▸ Task statement
Quote all lines below exactly. Images stay out.

▸ Data provided
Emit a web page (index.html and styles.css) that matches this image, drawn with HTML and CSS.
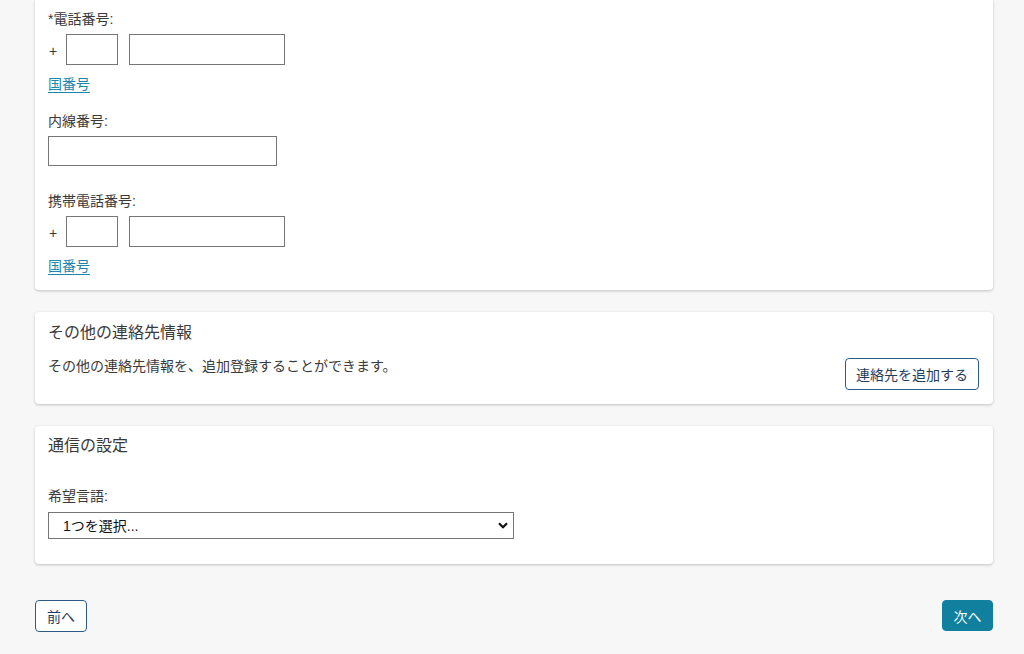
FILE: index.html
```html
<!DOCTYPE html>
<html lang="ja">
<head>
    <meta charset="UTF-8">
    <title>連絡先情報</title>
    <link rel="stylesheet" href="styles.css">
</head>
<body>
<div class="page">
    <!-- 電話番号 -->
    <div class="card card-first">
        <div class="field field-phone">
            <label class="label">*電話番号:</label>
            <div class="phone-row">
                <span class="plus">+</span>
                <input class="input input-cc" type="text">
                <input class="input input-num" type="text">
            </div>
            <a class="link" href="#">国番号</a>
        </div>
        <div class="field field-ext">
            <label class="label">内線番号:</label>
            <input class="input input-ext" type="text">
        </div>
        <div class="field">
            <label class="label">携帯電話番号:</label>
            <div class="phone-row">
                <span class="plus">+</span>
                <input class="input input-cc" type="text">
                <input class="input input-num" type="text">
            </div>
            <a class="link" href="#">国番号</a>
        </div>
    </div>

    <!-- その他の連絡先 -->
    <div class="card card-other">
        <h2 class="card-title">その他の連絡先情報</h2>
        <div class="other-row">
            <p class="text">その他の連絡先情報を、追加登録することができます。</p>
            <button class="btn btn-outline btn-add">連絡先を追加する</button>
        </div>
    </div>

    <!-- 通信の設定 -->
    <div class="card card-comm">
        <h2 class="card-title">通信の設定</h2>
        <label class="label label-lang">希望言語:</label>
        <div class="select-wrap">
            <select class="select">
                <option>1つを選択...</option>
            </select>
            <svg class="select-arrow" width="10" height="7" viewBox="0 0 10 7">
                <path d="M1 1.2 L5 5.2 L9 1.2" fill="none" stroke="#111" stroke-width="2.2"/>
            </svg>
        </div>
    </div>

    <div class="nav">
        <button class="btn btn-outline btn-prev">前へ</button>
        <button class="btn btn-primary">次へ</button>
    </div>
</div>
</body>
</html>
```

FILE: styles.css
```css
html, body {
    margin: 0;
    padding: 0;
    background: #f7f7f7;
}

body {
    font-family: "Liberation Sans", "Noto Sans CJK JP", sans-serif;
    font-size: 14px;
    color: #3a3a3a;
}

.page {
    width: 958px;
    margin-left: 35px;
}

.card {
    background: #ffffff;
    border-radius: 4px;
    box-shadow: 0 1px 3px rgba(0, 0, 0, 0.22);
    padding: 0 14px 14px 13px;
    margin-bottom: 22px;
}

.card-first {
    padding-top: 9px;
    border-radius: 0 0 4px 4px;
}

.field {
    display: flex;
    flex-direction: column;
    align-items: flex-start;
}

.field-phone {
    margin-bottom: 17px;
}

.field-ext {
    margin-bottom: 25px;
}

.label {
    display: block;
    line-height: 20px;
    margin-bottom: 5px;
}

.phone-row {
    display: flex;
    align-items: center;
}

.plus {
    width: 17px;
    padding-left: 1px;
    line-height: 20px;
    padding-top: 2px;
}

.input {
    box-sizing: border-box;
    border: 1px solid #767676;
    border-radius: 0;
    background: #fff;
    height: 31px;
    margin: 0;
    padding: 2px 6px;
}

.input-cc {
    width: 52px;
    margin-right: 11px;
}

.input-num {
    width: 156px;
}

.input-ext {
    width: 229px;
    height: 30px;
}

.link {
    margin-top: 9px;
    line-height: 20px;
    color: #1b87ab;
    text-decoration: underline;
    text-underline-offset: 3px;
}

.card-title {
    margin: 0;
    font-size: 16px;
    font-weight: normal;
    line-height: 24px;
}

.card-other {
    padding-top: 9px;
}

.card-other .card-title {
    margin-bottom: 11px;
}

.other-row {
    display: flex;
    justify-content: space-between;
    align-items: flex-start;
}

.text {
    margin: 0;
    line-height: 20px;
}

.btn {
    font-family: "Liberation Sans", "Noto Sans CJK JP", sans-serif;
    font-size: 14px;
    border-radius: 4px;
    box-sizing: border-box;
    height: 32px;
    cursor: pointer;
}

.btn-outline {
    background: #ffffff;
    border: 1px solid #2d5b87;
    color: #1f3d5c;
}

.btn-add {
    margin-top: 2px;
    width: 134px;
    padding: 0;
}

.card-comm {
    padding-top: 8px;
    padding-bottom: 25px;
}

.label-lang {
    margin-top: 28px;
    margin-bottom: 6px;
}

.select-wrap {
    position: relative;
    width: 466px;
}

.select {
    appearance: none;
    -webkit-appearance: none;
    box-sizing: border-box;
    width: 466px;
    height: 27px;
    border: 1px solid #767676;
    border-radius: 0;
    background: #ffffff;
    font-family: "Liberation Sans", "Noto Sans CJK JP", sans-serif;
    font-size: 14px;
    color: #111;
    padding: 0 0 0 14px;
    margin: 0;
    display: block;
}

.select-arrow {
    position: absolute;
    right: 6px;
    top: 10px;
    pointer-events: none;
}

.nav {
    display: flex;
    justify-content: space-between;
    margin-top: 36px;
}

.btn-prev {
    width: 52px;
    padding: 0;
}

.btn-primary {
    width: 51px;
    height: 31px;
    padding: 0;
    background: #11809f;
    border: 1px solid #11809f;
    color: #ffffff;
}
```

▸ Solution to the problem
Emit a web page (index.html and styles.css) that matches this image, drawn with HTML and CSS.
FILE: index.html
```html
<!DOCTYPE html>
<html lang="ja">
<head>
    <meta charset="UTF-8">
    <title>連絡先情報</title>
    <link rel="stylesheet" href="styles.css">
</head>
<body>
<div class="page">
    <!-- 電話番号 -->
    <div class="card card-first">
        <div class="field field-phone">
            <label class="label">*電話番号:</label>
            <div class="phone-row">
                <span class="plus">+</span>
                <input class="input input-cc" type="text">
                <input class="input input-num" type="text">
            </div>
            <a class="link" href="#">国番号</a>
        </div>
        <div class="field field-ext">
            <label class="label">内線番号:</label>
            <input class="input input-ext" type="text">
        </div>
        <div class="field">
            <label class="label">携帯電話番号:</label>
            <div class="phone-row">
                <span class="plus">+</span>
                <input class="input input-cc" type="text">
                <input class="input input-num" type="text">
            </div>
            <a class="link" href="#">国番号</a>
        </div>
    </div>

    <!-- その他の連絡先 -->
    <div class="card card-other">
        <h2 class="card-title">その他の連絡先情報</h2>
        <div class="other-row">
            <p class="text">その他の連絡先情報を、追加登録することができます。</p>
            <button class="btn btn-outline btn-add">連絡先を追加する</button>
        </div>
    </div>

    <!-- 通信の設定 -->
    <div class="card card-comm">
        <h2 class="card-title">通信の設定</h2>
        <label class="label label-lang">希望言語:</label>
        <div class="select-wrap">
            <select class="select">
                <option>1つを選択...</option>
            </select>
            <svg class="select-arrow" width="10" height="7" viewBox="0 0 10 7">
                <path d="M1 1.2 L5 5.2 L9 1.2" fill="none" stroke="#111" stroke-width="2.2"/>
            </svg>
        </div>
    </div>

    <div class="nav">
        <button class="btn btn-outline btn-prev">前へ</button>
        <button class="btn btn-primary">次へ</button>
    </div>
</div>
</body>
</html>
```

FILE: styles.css
```css
html, body {
    margin: 0;
    padding: 0;
    background: #f7f7f7;
}

body {
    font-family: "Liberation Sans", "Noto Sans CJK JP", sans-serif;
    font-size: 14px;
    color: #3a3a3a;
}

.page {
    width: 958px;
    margin-left: 35px;
}

.card {
    background: #ffffff;
    border-radius: 4px;
    box-shadow: 0 1px 3px rgba(0, 0, 0, 0.22);
    padding: 0 14px 14px 13px;
    margin-bottom: 22px;
}

.card-first {
    padding-top: 9px;
    border-radius: 0 0 4px 4px;
}

.field {
    display: flex;
    flex-direction: column;
    align-items: flex-start;
}

.field-phone {
    margin-bottom: 17px;
}

.field-ext {
    margin-bottom: 25px;
}

.label {
    display: block;
    line-height: 20px;
    margin-bottom: 5px;
}

.phone-row {
    display: flex;
    align-items: center;
}

.plus {
    width: 17px;
    padding-left: 1px;
    line-height: 20px;
    padding-top: 2px;
}

.input {
    box-sizing: border-box;
    border: 1px solid #767676;
    border-radius: 0;
    background: #fff;
    height: 31px;
    margin: 0;
    padding: 2px 6px;
}

.input-cc {
    width: 52px;
    margin-right: 11px;
}

.input-num {
    width: 156px;
}

.input-ext {
    width: 229px;
    height: 30px;
}

.link {
    margin-top: 9px;
    line-height: 20px;
    color: #1b87ab;
    text-decoration: underline;
    text-underline-offset: 3px;
}

.card-title {
    margin: 0;
    font-size: 16px;
    font-weight: normal;
    line-height: 24px;
}

.card-other {
    padding-top: 9px;
}

.card-other .card-title {
    margin-bottom: 11px;
}

.other-row {
    display: flex;
    justify-content: space-between;
    align-items: flex-start;
}

.text {
    margin: 0;
    line-height: 20px;
}

.btn {
    font-family: "Liberation Sans", "Noto Sans CJK JP", sans-serif;
    font-size: 14px;
    border-radius: 4px;
    box-sizing: border-box;
    height: 32px;
    cursor: pointer;
}

.btn-outline {
    background: #ffffff;
    border: 1px solid #2d5b87;
    color: #1f3d5c;
}

.btn-add {
    margin-top: 2px;
    width: 134px;
    padding: 0;
}

.card-comm {
    padding-top: 8px;
    padding-bottom: 25px;
}

.label-lang {
    margin-top: 28px;
    margin-bottom: 6px;
}

.select-wrap {
    position: relative;
    width: 466px;
}

.select {
    appearance: none;
    -webkit-appearance: none;
    box-sizing: border-box;
    width: 466px;
    height: 27px;
    border: 1px solid #767676;
    border-radius: 0;
    background: #ffffff;
    font-family: "Liberation Sans", "Noto Sans CJK JP", sans-serif;
    font-size: 14px;
    color: #111;
    padding: 0 0 0 14px;
    margin: 0;
    display: block;
}

.select-arrow {
    position: absolute;
    right: 6px;
    top: 10px;
    pointer-events: none;
}

.nav {
    display: flex;
    justify-content: space-between;
    margin-top: 36px;
}

.btn-prev {
    width: 52px;
    padding: 0;
}

.btn-primary {
    width: 51px;
    height: 31px;
    padding: 0;
    background: #11809f;
    border: 1px solid #11809f;
    color: #ffffff;
}
```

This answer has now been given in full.